## Required work
Return all lines that include the string "React".

## Data shown
------------------------------
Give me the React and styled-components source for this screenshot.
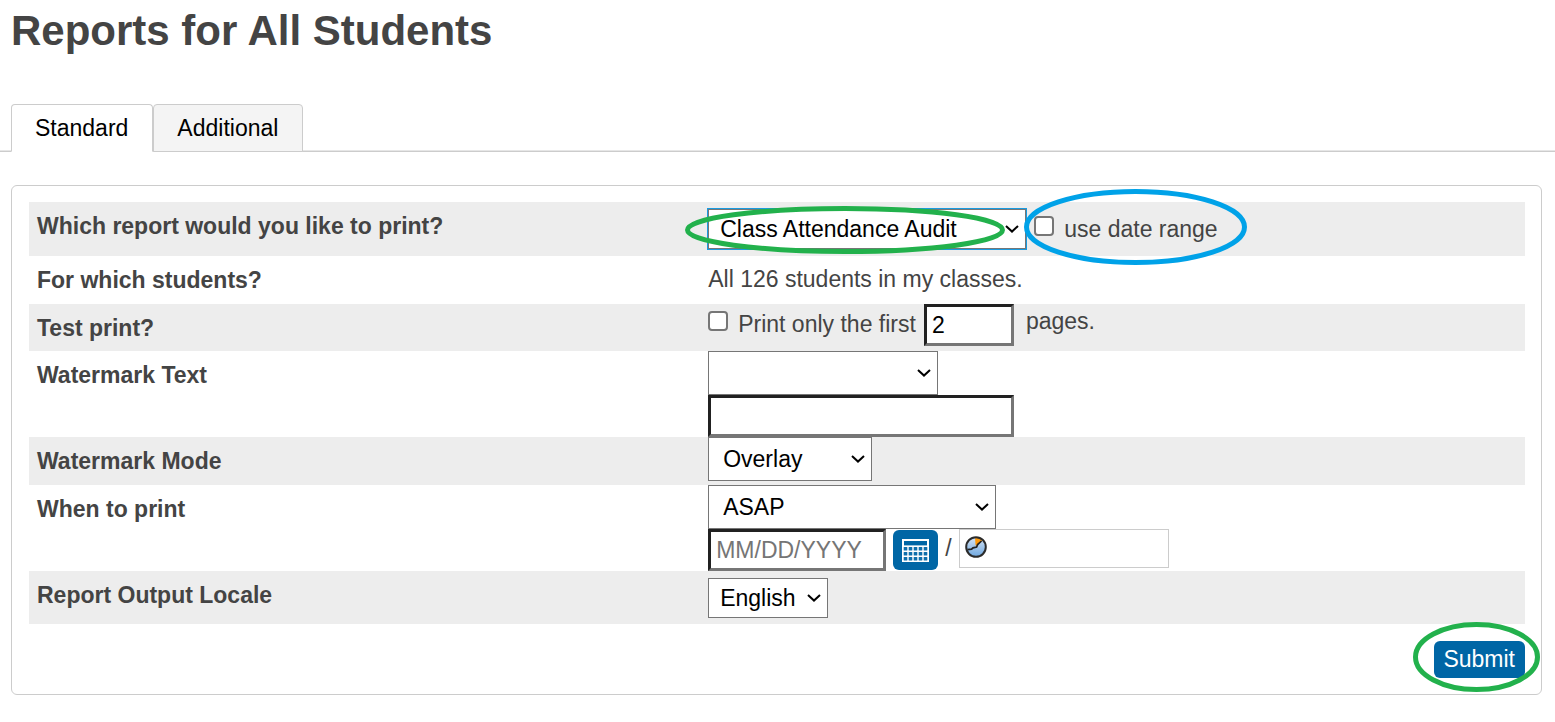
import React from "react";
import styled, { createGlobalStyle, css } from "styled-components";

const GlobalStyle = createGlobalStyle`
  *, *::before, *::after { box-sizing: border-box; }
  body {
    margin: 0;
    background: #fff;
    color: #444;
    font: 23px/28px "Liberation Sans", Arial, sans-serif;
  }
  button, input, select { font: inherit; margin: 0; }
`;

const Title = styled.h1`
  margin: 0;
  padding: 8px 11px 0;
  font-size: 42px;
  line-height: 46px;
`;

const Tabs = styled.nav`
  display: flex;
  margin-top: 50px;
  padding-left: 11px;
  border-bottom: 1px solid #ccc;
  box-shadow: inset 0 -1px #e6e6e6;
`;

const Tab = styled.a`
  height: 48px;
  margin-bottom: -1px;
  padding: 9px 24px 0 23px;
  border: 1px solid #ccc;
  border-bottom-color: ${(p) => (p.$active ? "#fff" : "#ccc")};
  border-radius: 4px 4px 0 0;
  background: ${(p) => (p.$active ? "#fff" : "#f4f4f4")};
  color: #000;
  text-decoration: none;
`;

const Card = styled.form`
  margin: 33px 13px 27px 11px;
  padding: 16px 16px 16px 17px;
  border: 1px solid #ccc;
  border-radius: 6px;
`;

const Row = styled.div`
  display: grid;
  grid-template-columns: 45% 1fr;
  background: ${(p) => (p.$shaded ? "#ededed" : "#fff")};
`;

const Question = styled.label`
  padding: 10px 8px 9px;
  font-weight: bold;
`;

const Answer = styled.div`
  padding: ${(p) => p.$pad || "0"} 0 ${(p) => p.$padEnd || "0"} 6px;
`;

const Line = styled.div`
  display: flex;
  align-items: center;
  gap: 8px;
`;

const SelectBox = styled.span`
  position: relative;
  display: block;
  width: ${(p) => p.$width}px;
`;

const Select = styled.select`
  display: block;
  width: 100%;
  height: ${(p) => (p.$compact ? 40 : 44)}px;
  padding: 0 ${(p) => (p.$compact ? 11 : 14)}px;
  border: 1px solid #767676;
  border-radius: 0;
  background: #fff;
  color: #000;
  appearance: none;
  ${(p) => p.$active && css`outline: 1px solid #1a9be0;`}
`;

const Chevron = styled.svg`
  position: absolute;
  top: calc(50% - 4px);
  right: 7px;
  pointer-events: none;
`;

const TextInput = styled.input`
  display: block;
  width: ${(p) => p.$width}px;
  height: 42px;
  padding: 0 5px;
  border: 3px solid;
  border-color: #212121 #767676 #767676 #212121;
  border-radius: 0;
  background: #fff;
  color: #000;
  &::placeholder { color: #757575; }
`;

const Tick = styled.input`
  appearance: none;
  flex: none;
  width: 20px;
  height: 20px;
  border: 2px solid #767676;
  border-radius: 4px;
  background: #fff;
  &:checked { background: #0066a5; }
`;

const TickLabel = styled.label`
  position: relative;
  display: flex;
  align-items: flex-start;
  gap: 10px;
  ${Tick} { margin-top: 1px; }
`;

const PageLabel = styled.label`
  padding: 3px 0 0 4px;
`;

const PrintLine = styled(Line)`
  gap: 8px;
  align-items: flex-start;
  ${TickLabel} { padding-top: 6px; }
`;

const DateLine = styled(Line)`
  gap: 7px;
`;

const Slash = styled.span`
  align-self: flex-start;
  line-height: 38px;
`;

const CalendarButton = styled.button`
  display: grid;
  place-items: center;
  width: 45px;
  height: 40px;
  padding: 0;
  border: 0;
  border-radius: 6px;
  background: #0066a5;
`;

const TimeField = styled.span`
  display: flex;
  align-items: center;
  align-self: flex-start;
  width: 210px;
  height: 39px;
  padding: 0 0 3px 5px;
  border: 1px solid #ccc;
  background: #fff;
  svg { flex: none; }
`;

const TimeInput = styled.input`
  flex: 1;
  min-width: 0;
  height: 100%;
  border: 0;
  outline: 0;
  background: none;
`;

const Actions = styled.div`
  display: flex;
  justify-content: flex-end;
  padding-top: 17px;
`;

const SubmitWrap = styled.div`
  position: relative;
`;

const SubmitButton = styled.button`
  display: block;
  height: 37px;
  padding: 0 10px 2px 9px;
  border: 0;
  border-radius: 6px;
  background: #0066a5;
  color: #fff;
`;

const RingSvg = styled.svg`
  position: absolute;
  z-index: 1;
  top: ${(p) => p.$top}px;
  left: ${(p) => p.$left}px;
  pointer-events: none;
`;

function Ring({ top, left, width, height, color }) {
  return (
    <RingSvg $top={top} $left={left} width={width} height={height} aria-hidden="true">
      <ellipse
        cx={width / 2}
        cy={height / 2}
        rx={width / 2 - 2.5}
        ry={height / 2 - 2.5}
        fill="none"
        stroke={color}
        strokeWidth="5"
      />
    </RingSvg>
  );
}

function Dropdown({ id, width, options, children, ...rest }) {
  return (
    <SelectBox $width={width}>
      <Select id={id} {...rest}>
        {options.map((o) => <option key={o}>{o}</option>)}
      </Select>
      <Chevron width="14" height="8" viewBox="0 0 14 8" aria-hidden="true">
        <path d="M1 1 L7 6.6 L13 1" fill="none" stroke="#000" strokeWidth="2" />
      </Chevron>
      {children}
    </SelectBox>
  );
}

function CalendarIcon() {
  return (
    <svg width="27" height="23" viewBox="0 0 27 23" aria-hidden="true">
      <rect width="27" height="23" fill="#fff" />
      <rect x="2" y="2" width="23" height="4.4" fill="#0066a5" />
      {[8, 13, 18].map((y) =>
        [2, 7, 12, 17, 22].map((x) => (
          <rect key={`${x}-${y}`} x={x - 0.3} y={y} width="3.6" height="3.6" rx="0.6" fill="#0f6fab" />
        ))
      )}
    </svg>
  );
}

function ClockIcon() {
  return (
    <svg width="22" height="22" viewBox="0 0 22 22" aria-hidden="true">
      <defs>
        <linearGradient id="clockFace" x1="0" y1="0" x2="0" y2="1">
          <stop offset="0" stopColor="#d5e3f3" />
          <stop offset="1" stopColor="#6fa8e0" />
        </linearGradient>
      </defs>
      <circle cx="11" cy="11" r="9.6" fill="url(#clockFace)" />
      <path d="M10 1.5 L14.5 1.8 L17 4.5 L12.5 9.5 L10.5 9.5 Z" fill="#ff9a0a" />
      <circle cx="11" cy="11" r="9.8" fill="none" stroke="#2b2b2b" strokeWidth="2" />
      <path d="M16.5 5 L12.6 8.6 L11.6 11 L8 11.8 L6.6 13.2 L2.5 13.6" fill="none" stroke="#222" strokeWidth="1.7" />
    </svg>
  );
}

export default function App() {
  return (
    <>
      <GlobalStyle />
      <Title>Reports for All Students</Title>
      <Tabs>
        <Tab href="#standard" $active aria-current="page">Standard</Tab>
        <Tab href="#additional">Additional</Tab>
      </Tabs>
      <Card onSubmit={(e) => e.preventDefault()}>
        <Row $shaded>
          <Question htmlFor="report">Which report would you like to print?</Question>
          <Answer $pad="7px" $padEnd="7px">
            <Line>
              <Dropdown id="report" width={318} options={["Class Attendance Audit"]} $compact $active>
                <Ring top={-3} left={-23} width={320} height={48} color="#22b14c" />
              </Dropdown>
              <TickLabel>
                <Tick type="checkbox" />
                <span>use date range</span>
                <Ring top={-26} left={-10} width={223} height={76} color="#00a2e8" />
              </TickLabel>
            </Line>
          </Answer>
        </Row>
        <Row>
          <Question as="div">For which students?</Question>
          <Answer $pad="9px" $padEnd="11px">All 126 students in my classes.</Answer>
        </Row>
        <Row $shaded>
          <Question htmlFor="test-print">Test print?</Question>
          <Answer>
            <PrintLine>
              <TickLabel>
                <Tick id="test-print" type="checkbox" />
                <span>Print only the first</span>
              </TickLabel>
              <TextInput id="pages" $width={90} defaultValue="2" />
              <PageLabel htmlFor="pages">pages.</PageLabel>
            </PrintLine>
          </Answer>
        </Row>
        <Row>
          <Question htmlFor="watermark">Watermark Text</Question>
          <Answer>
            <Dropdown id="watermark" width={230} options={[""]} />
            <TextInput $width={306} aria-label="Custom watermark text" />
          </Answer>
        </Row>
        <Row $shaded>
          <Question htmlFor="mode">Watermark Mode</Question>
          <Answer $padEnd="4px">
            <Dropdown id="mode" width={164} options={["Overlay"]} />
          </Answer>
        </Row>
        <Row>
          <Question htmlFor="when">When to print</Question>
          <Answer>
            <Dropdown id="when" width={288} options={["ASAP"]} />
            <DateLine>
              <TextInput $width={178} placeholder="MM/DD/YYYY" aria-label="Print date" />
              <CalendarButton type="button" aria-label="Choose date"><CalendarIcon /></CalendarButton>
              <Slash>/</Slash>
              <TimeField>
                <ClockIcon />
                <TimeInput aria-label="Print time" />
              </TimeField>
            </DateLine>
          </Answer>
        </Row>
        <Row $shaded>
          <Question htmlFor="locale">Report Output Locale</Question>
          <Answer $pad="7px" $padEnd="6px">
            <Dropdown id="locale" width={120} options={["English"]} $compact />
          </Answer>
        </Row>
        <Actions>
          <SubmitWrap>
            <SubmitButton type="submit">Submit</SubmitButton>
            <Ring top={-19} left={-21} width={127} height={70} color="#22b14c" />
          </SubmitWrap>
        </Actions>
      </Card>
    </>
  );
}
------------------------------
## The solution
Give me the React and styled-components source for this screenshot.
import React from "react";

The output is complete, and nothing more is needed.